WORK TO DO: The lines from the top of the material through the line with "const COLS = 18;" are to be set down exactly. Leave the pictures out.

GIVEN DATA:

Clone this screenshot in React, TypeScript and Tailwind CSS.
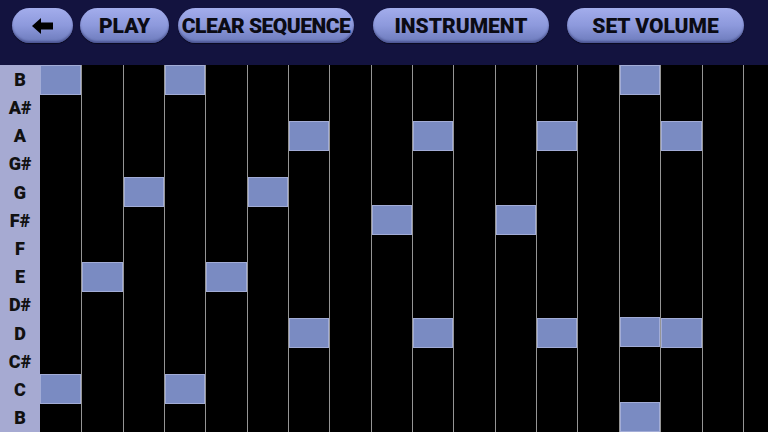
import React from 'react';

const NOTES = ['B', 'A#', 'A', 'G#', 'G', 'F#', 'F', 'E', 'D#', 'D', 'C#', 'C', 'B'];
const COLS = 18;

// column index -> active row indexes
const ACTIVE: Record<number, number[]> = {
  0: [0, 11],
  1: [7],
  2: [4],
  3: [0, 11],
  4: [7],
  5: [4],
  6: [2, 9],
  8: [5],
  9: [2, 9],
  11: [5],
  12: [2, 9],
  14: [0, 9, 12],
  15: [2, 9],
};

const btn =
  'h-[35px] shrink-0 rounded-full bg-gradient-to-b from-[#a3adec] via-[#8d99dc] to-[#6c7abb] shadow-[inset_0_-2px_2px_rgba(40,44,100,0.45),0_1px_1px_rgba(0,0,0,0.5)] flex items-center justify-center text-[#0b0b14] font-black text-[21px]';

export default function App() {
  return (
    <div
      className="w-[768px] h-[432px] overflow-hidden bg-black flex flex-col"
      style={{ fontFamily: 'Roboto, "Noto Sans", sans-serif' }}
    >
      <div className="h-[65px] shrink-0 bg-[#13133f] flex items-start pt-[8px] pl-[12px]">
        <button className={`${btn} w-[61px]`}>
          <svg width="22" height="16" viewBox="0 0 22 16">
            <polygon points="0,8 9,0 9,4.5 21,4.5 21,11.5 9,11.5 9,16" fill="#000" />
          </svg>
        </button>
        <button className={`${btn} w-[89px] ml-[7px] pt-[3px]`}>PLAY</button>
        <button className={`${btn} w-[176px] ml-[9px] pt-[3px] text-[20px] tracking-[-0.5px]`}>CLEAR SEQUENCE</button>
        <button className={`${btn} w-[176px] ml-[19px] pt-[3px]`}>INSTRUMENT</button>
        <button className={`${btn} w-[177px] ml-[18px] pt-[3px]`}>SET VOLUME</button>
      </div>

      <div className="flex flex-1">
        <div className="w-[40px] shrink-0 bg-[#a6aad2] flex flex-col">
          {NOTES.map((n, i) => (
            <div
              key={i}
              className="flex-1 flex items-center justify-center text-[18px] font-black text-[#111]"
            >
              {n}
            </div>
          ))}
        </div>
        <div className="flex">
          {Array.from({ length: COLS }).map((_, c) => (
            <div
              key={c}
              className={`w-[41.35px] shrink-0 flex flex-col ${c === 0 ? '' : 'border-l border-[#959595]'}`}
            >
              {NOTES.map((_, r) => {
                const on = (ACTIVE[c] || []).includes(r);
                return (
                  <div
                    key={r}
                    className={`flex-1 ${on ? 'bg-[#7a8bc2] border border-[#a2acd6]' : 'bg-black'}`}
                  />
                );
              })}
            </div>
          ))}
        </div>
      </div>
    </div>
  );
}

ANSWER BELOW:
Clone this screenshot in React, TypeScript and Tailwind CSS.
import React from 'react';

const NOTES = ['B', 'A#', 'A', 'G#', 'G', 'F#', 'F', 'E', 'D#', 'D', 'C#', 'C', 'B'];
const COLS = 18;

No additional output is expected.